On April 6th, 1975 a Boeing 747 carrying ninety-nine Vietnamese orphans, and chartered by the Daily Mail newspaper landed at Heathrow airport. During the final days of the Vietnam War as North Vietnamese troops approached Saigon a scramble occurred to evacuate over two-thousand children from orphanages in the city as President Ford believed the Vietcong would have no mercy for abandoned infants, especially those fathered by American soldiers.
The plane that landed in the UK was the only one of its kind to land on British soil and was organised by the Daily Mail’s editor, David English, who was inspired by the American operation. His efforts received huge criticism at the time, and his actions were condemned as a publicity stunt. The Red Cross said that inadequate provision has been made to care for the children here and help should have been given to them in their homeland. Sadly of the ninety-nine, three died in hospital soon after their arrival, fifty-one were eventually adopted and the rest, including some disabled children were placed in the care system.

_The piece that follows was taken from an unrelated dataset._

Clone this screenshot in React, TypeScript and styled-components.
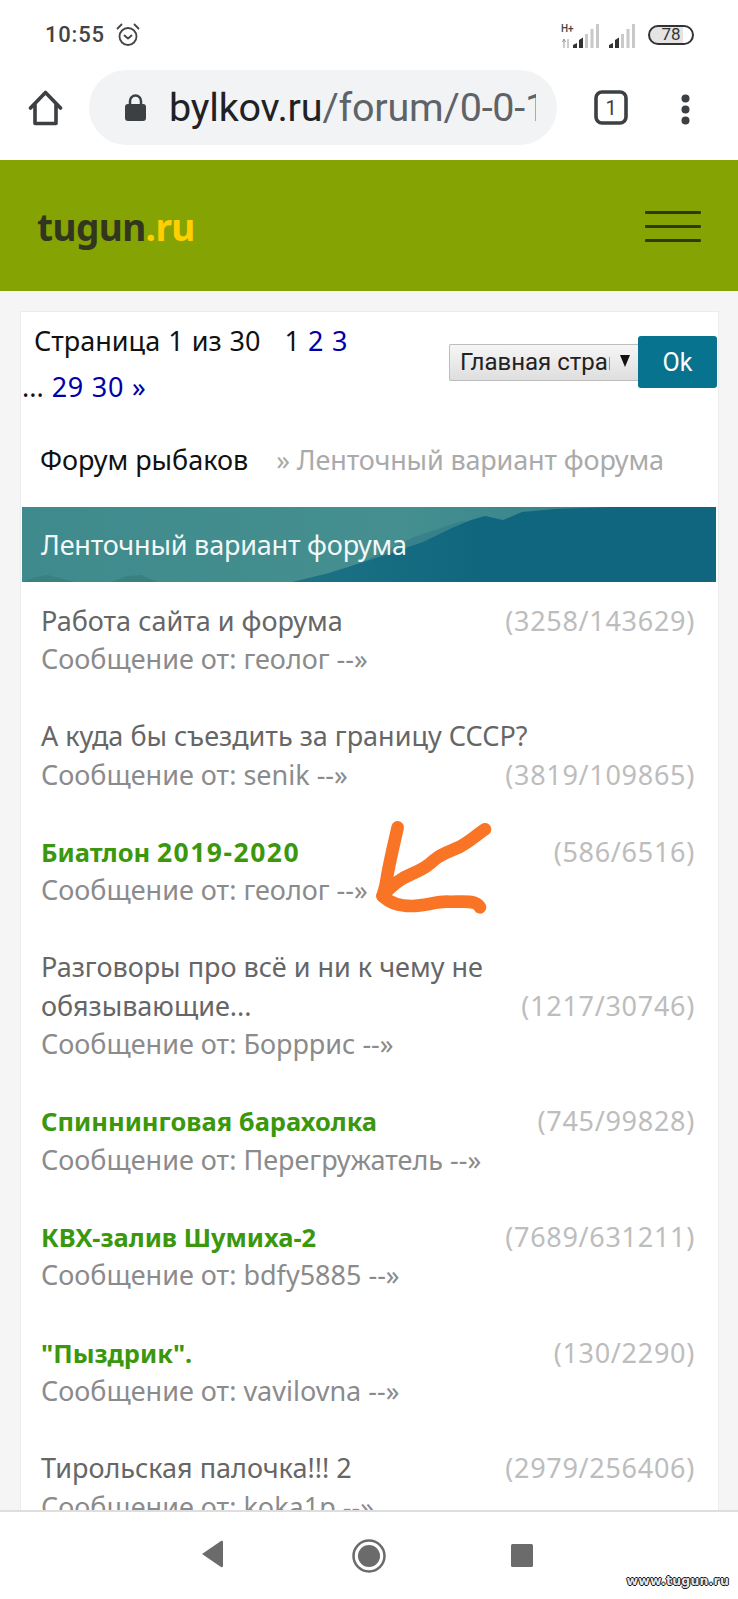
import React from "react";
import styled, { createGlobalStyle } from "styled-components";

const Global = createGlobalStyle`
  html, body { margin: 0; padding: 0; background: #fff; }
  #root { width: 738px; height: 1599px; }
  * { box-sizing: border-box; }
`;

const PT = `"Noto Sans", "Open Sans", sans-serif`;

const Screen = styled.div`
  position: relative;
  width: 738px;
  height: 1599px;
  overflow: hidden;
  display: flex;
  flex-direction: column;
  background: #f5f5f5;
  font-family: ${PT};
`;

const StatusBar = styled.div`
  height: 69px;
  flex: none;
  background: #fff;
  display: flex;
  align-items: center;
  padding: 0 44px 0 45px;
  font-family: Roboto, sans-serif;
  color: #444;
`;
const Clock = styled.span`
  font-size: 22px;
  font-weight: 500;
  letter-spacing: 0.8px;
  margin-right: 10px;
`;
const StatusRight = styled.div`
  margin-left: auto;
  display: flex;
  align-items: center;
  gap: 10px;
`;
const Battery = styled.div`
  width: 46px;
  height: 20px;
  border: 2px solid #333;
  border-radius: 10px;
  display: flex;
  align-items: center;
  justify-content: center;
  font-size: 17px;
  line-height: 1;
  color: #333;
  background: linear-gradient(90deg, #e4e4e4 0 78%, #fff 78%);
`;

const Toolbar = styled.div`
  height: 91px;
  flex: none;
  background: #fff;
  display: flex;
  align-items: flex-start;
  padding: 1px 0 0 28px;
`;
const IconSlot = styled.div<{ $w: number; $ml: number; $mt: number }>`
  flex: none;
  width: ${(p) => p.$w}px;
  margin-left: ${(p) => p.$ml}px;
  margin-top: ${(p) => p.$mt}px;
  display: flex;
`;
const UrlPill = styled.div`
  width: 468px;
  height: 75px;
  margin-left: 26px;
  flex: none;
  border-radius: 38px;
  background: #f1f3f4;
  display: flex;
  align-items: center;
  padding: 0 21px 0 36px;
`;
const UrlText = styled.div`
  margin-left: 23px;
  flex: 1;
  overflow: hidden;
  white-space: nowrap;
  font-family: Roboto, sans-serif;
  font-size: 39.5px;
  letter-spacing: -0.2px;
  color: #5f6368;
  line-height: 75px;
  b {
    font-weight: 400;
    color: #202124;
  }
`;

const Header = styled.header`
  height: 131px;
  flex: none;
  background: #85a303;
  display: flex;
  align-items: center;
  justify-content: space-between;
  padding: 0 37px 0 37px;
`;
const Logo = styled.div`
  font-family: "Noto Sans", sans-serif;
  font-weight: 700;
  font-size: 37px;
  letter-spacing: -0.6px;
  color: #33361f;
  margin-top: 1px;
  span {
    color: #ffcf00;
  }
`;
const Burger = styled.div`
  width: 56px;
  display: flex;
  flex-direction: column;
  gap: 11px;
  margin-top: 1px;
  i {
    display: block;
    height: 3px;
    background: #2f3a14;
    border-radius: 1px;
  }
`;

const Card = styled.main`
  flex: 1;
  min-height: 0;
  margin: 20px 19px 0 20px;
  background: #fff;
  border: 1px solid #ececec;
  border-bottom: none;
  padding: 0 2px 0 1px;
  overflow: hidden;
`;
const PagerRow = styled.div`
  display: flex;
  justify-content: space-between;
  align-items: flex-start;
  height: 100px;
  padding-top: 6px;
`;
const Pager = styled.div`
  width: 340px;
  text-indent: 12px;
  font-size: 27px;
  line-height: 46px;
  word-spacing: 1px;
  color: #111;
  a {
    color: #0000a8;
    text-decoration: none;
    letter-spacing: 0.6px;
  }
`;
const JumpForm = styled.div`
  display: flex;
  align-items: center;
  margin-top: 18px;
  margin-right: -1px;
  flex: none;
`;
const SelectBox = styled.div`
  position: relative;
  width: 189px;
  height: 37px;
  border: 1px solid #bdbdbd;
  border-right: none;
  border-radius: 2px 0 0 2px;
  background: linear-gradient(#f6f6f6, #dedede);
  display: flex;
  align-items: center;
  padding-left: 10px;
  font-family: Roboto, sans-serif;
  font-size: 24px;
  color: #222;
  span {
    display: block;
    width: 150px;
    overflow: hidden;
    white-space: nowrap;
  }
  i {
    position: absolute;
    right: 8px;
    top: 10px;
    border-left: 5.5px solid transparent;
    border-right: 5.5px solid transparent;
    border-top: 12px solid #111;
  }
`;
const OkButton = styled.div`
  width: 79px;
  height: 52px;
  background: #08738f;
  border-radius: 3px;
  color: #fff;
  display: flex;
  align-items: center;
  justify-content: center;
  font-family: Roboto, sans-serif;
  font-size: 25px;
`;

const Crumbs = styled.div`
  height: 95px;
  display: flex;
  align-items: center;
  padding: 0 0 0 18px;
  font-size: 27px;
  letter-spacing: -0.15px;
  white-space: nowrap;
  color: #aaa;
  b {
    font-weight: 400;
    color: #111;
    margin-right: 28px;
    letter-spacing: 0;
  }
`;
const Banner = styled.div`
  position: relative;
  height: 75px;
  background: linear-gradient(90deg, #3f8a8c 0%, #458f90 55%, #2c7a86 100%);
  display: flex;
  align-items: center;
  padding-left: 19px;
  color: #f2f8f8;
  font-size: 27px;
  letter-spacing: -0.2px;
  overflow: hidden;
  svg {
    position: absolute;
    left: 0;
    top: 0;
  }
  span {
    position: relative;
  }
`;

const List = styled.div`
  padding: 19.5px 21px 0 19px;
  display: flex;
  flex-direction: column;
  gap: 38.6px;
`;
const Row = styled.div`
  display: flow-root;
`;
const Title = styled.span<{ $hot?: boolean }>`
  font-size: ${(p) => (p.$hot ? 25.5 : 27)}px;
  line-height: 38.5px;
  font-weight: ${(p) => (p.$hot ? 700 : 400)};
  color: ${(p) => (p.$hot ? "#3b970c" : "#666")};
`;
const TitleNumber = styled.span`
  font-size: 26.5px;
  letter-spacing: 1.5px;
`;
const Sub = styled.div`
  font-size: 27px;
  line-height: 38.5px;
  color: #8b8b8b;
  white-space: nowrap;
`;
const Count = styled.span`
  float: right;
  font-size: 27px;
  line-height: 38.5px;
  letter-spacing: 0.7px;
  color: #bdbdbd;
  white-space: nowrap;
`;

const NavBar = styled.nav`
  position: absolute;
  left: 0;
  right: 0;
  bottom: 0;
  height: 89px;
  background: #fff;
  border-top: 2px solid #dedede;
  display: flex;
  justify-content: center;
  align-items: flex-start;
  padding: 26px 0 0 0;
`;
const Watermark = styled.div`
  position: absolute;
  right: 9px;
  bottom: 11px;
  font-family: "DejaVu Sans", sans-serif;
  font-weight: 700;
  font-size: 12.5px;
  line-height: 14px;
  letter-spacing: 0.2px;
  color: #e6e6e6;
  text-shadow: 1px 0 0 #111, -1px 0 0 #111, 0 1px 0 #111, 0 -1px 0 #111;
`;
const Overlay = styled.svg`
  position: absolute;
  left: 340px;
  top: 800px;
`;

type Item = { t: string[]; num?: string; by: string; c: string; hot?: boolean };
const items: Item[] = [
  { t: ["Работа сайта и форума"], by: "геолог", c: "(3258/143629)" },
  { t: ["А куда бы съездить за границу СССР?"], by: "senik", c: "(3819/109865)" },
  { t: ["Биатлон "], num: "2019-2020", by: "геолог", c: "(586/6516)", hot: true },
  { t: ["Разговоры про всё и ни к чему не", "обязывающие..."], by: "Борррис", c: "(1217/30746)" },
  { t: ["Спиннинговая барахолка"], by: "Перегружатель", c: "(745/99828)", hot: true },
  { t: ["КВХ-залив Шумиха-2"], by: "bdfy5885", c: "(7689/631211)", hot: true },
  { t: ['"Пыздрик".'], by: "vavilovna", c: "(130/2290)", hot: true },
  { t: ["Тирольская палочка!!! 2"], by: "koka1p", c: "(2979/256406)" },
];

export default function App() {
  return (
    <Screen>
      <Global />
      <StatusBar>
        <Clock>10:55</Clock>
        <svg width="26" height="26" viewBox="0 0 26 26" fill="none" stroke="#444" strokeWidth="1.8" strokeLinecap="round" strokeLinejoin="round">
          <circle cx="13" cy="14.5" r="8.5" />
          <path d="M9.5 13.5 13 16.5 16.5 13.5" />
          <path d="M2.5 6.5 6.5 2.5M23.5 6.5 19.5 2.5" />
        </svg>
        <StatusRight>
          <svg width="82" height="28" viewBox="0 0 82 28">
            <text x="5" y="11" fontFamily="Roboto, sans-serif" fontWeight="500" fontSize="10" fill="#444">H+</text>
            <path d="M8 18v9M6.500 21 8 18l1.500 3M12 18v9" stroke="#999" strokeWidth="1" fill="none" />
            <path d="M17 27v-3l4-2v5zM23 27v-8l4-2.500V27z" fill="#333" />
            <path d="M29 27V13h3v14zM34.500 27V8h3v19zM40 27V3h3v24z" fill="#c9c9c9" />
            <path d="M53 27v-3l4-2v5zM59 27v-8l4-2.500V27z" fill="#333" />
            <path d="M65 27V13h3v14zM70.500 27V8h3v19zM76 27V3h3v24z" fill="#c9c9c9" />
          </svg>
          <Battery>78</Battery>
        </StatusRight>
      </StatusBar>

      <Toolbar>
        <IconSlot $w={35} $ml={0} $mt={20}>
          <svg width="35" height="36" viewBox="0 0 35 36" fill="none" stroke="#3c4043" strokeWidth="3.6" strokeLinejoin="round" strokeLinecap="round">
            <path d="M2.500 18 17.500 2.500 32.500 18" />
            <path d="M7 15v18.500h21V15" />
          </svg>
        </IconSlot>
        <UrlPill>
          <svg width="21" height="27" viewBox="0 0 21 27">
            <path d="M5 11V7a5.500 5.500 0 0 1 11 0v4" fill="none" stroke="#3c4043" strokeWidth="2.500" />
            <rect x="0" y="10" width="21" height="17" rx="3" fill="#3c4043" />
          </svg>
          <UrlText>
            <b>bylkov.ru</b>/forum/0-0-1
          </UrlText>
        </UrlPill>
        <IconSlot $w={34} $ml={37} $mt={20}>
          <svg width="34" height="35" viewBox="0 0 34 35">
            <rect x="2" y="2" width="30" height="31" rx="6" fill="none" stroke="#3c4043" strokeWidth="3.600" />
            <text x="17" y="24.500" textAnchor="middle" fontFamily="Roboto, sans-serif" fontSize="20" fill="#3c4043">1</text>
          </svg>
        </IconSlot>
        <IconSlot $w={9} $ml={53} $mt={24}>
          <svg width="9" height="31" viewBox="0 0 9 31" fill="#3c4043">
            <circle cx="4.500" cy="4.500" r="4" />
            <circle cx="4.500" cy="15.500" r="4" />
            <circle cx="4.500" cy="26.500" r="4" />
          </svg>
        </IconSlot>
      </Toolbar>

      <Header>
        <Logo>
          tugun<span>.ru</span>
        </Logo>
        <Burger>
          <i />
          <i />
          <i />
        </Burger>
      </Header>

      <Card>
        <PagerRow>
          <Pager>
            Страница 1 из 30 &nbsp; 1 <a>2</a> <a>3</a> ... <a>29</a> <a>30</a> <a>»</a>
          </Pager>
          <JumpForm>
            <SelectBox>
              <span>Главная страница</span>
              <i />
            </SelectBox>
            <OkButton>Ok</OkButton>
          </JumpForm>
        </PagerRow>
        <Crumbs>
          <b>Форум рыбаков</b>» Ленточный вариант форума
        </Crumbs>
        <Banner>
          <svg width="694" height="75" viewBox="0 0 694 75">
            <defs>
              <linearGradient id="ridge" x1="270" x2="460" y1="0" y2="0" gradientUnits="userSpaceOnUse">
                <stop offset="0" stopColor="#1d7285" />
                <stop offset="1" stopColor="#10667e" />
              </linearGradient>
            </defs>
            <path d="M392 30 440 14 470 20 470 75 300 75Z" fill="#37818a" />
            <path d="M0 75 14 70 25 68 38 71 53 75ZM90 75 105 69 119 68 135 75Z" fill="#38817f" />
            <path d="M270 75 307 66 354 51 401 35 430 21 449 13 463 9 481 13 500 5 533 2 590 0 694 0 694 75Z" fill="url(#ridge)" />
          </svg>
          <span>Ленточный вариант форума</span>
        </Banner>
        <List>
          {items.map((it) => (
            <Row key={it.by + it.c}>
              <Title $hot={it.hot}>
                {it.t.map((line, i) => (
                  <React.Fragment key={line}>
                    {i > 0 && <br />}
                    {line}
                  </React.Fragment>
                ))}
                {it.num && <TitleNumber>{it.num}</TitleNumber>}
              </Title>
              <Count>{it.c}</Count>
              <Sub>Сообщение от: {it.by} --»</Sub>
            </Row>
          ))}
        </List>
      </Card>

      <Overlay width="180" height="120" viewBox="0 0 540 360" fill="none" stroke="#f97424" strokeWidth="38" strokeLinecap="round" strokeLinejoin="round">
        <path d="M173 82C160 140 145 200 138 250 135 265 130 278 128 288" />
        <path d="M435 88C410 105 385 128 360 140 335 152 305 160 285 178 265 198 240 212 215 222 190 232 160 248 128 288" />
        <path d="M128 288C145 305 175 318 215 318 255 318 285 305 320 305 350 306 385 302 402 308 412 312 418 318 420 322" />
      </Overlay>

      <NavBar>
        <svg width="340" height="36" viewBox="0 0 340 36" fill="#6b6b6b">
          <path d="M3 16 22 3c1-.5 2 0 2 1v24c0 1-1 1.500-2 1Z" />
          <circle cx="170" cy="18" r="15.500" fill="none" stroke="#6b6b6b" strokeWidth="2.500" />
          <circle cx="170" cy="18" r="11" />
          <rect x="312" y="6" width="22" height="23" rx="1.500" />
        </svg>
        <Watermark>www.tugun.ru</Watermark>
      </NavBar>
    </Screen>
  );
}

In America the operation was a greater success and nearly all of the 2,204 children airlifted there were adopted within a few months, however sadly, one hundred and fifty orphans and twenty-eight adults lost their lives when an American transport plane made an emergency landing after a door blew out in the early stages of the operation. Publicity stunt or not, we’ll never really know how many lives the Daily Mail’s editor saved on this very day, back 1975.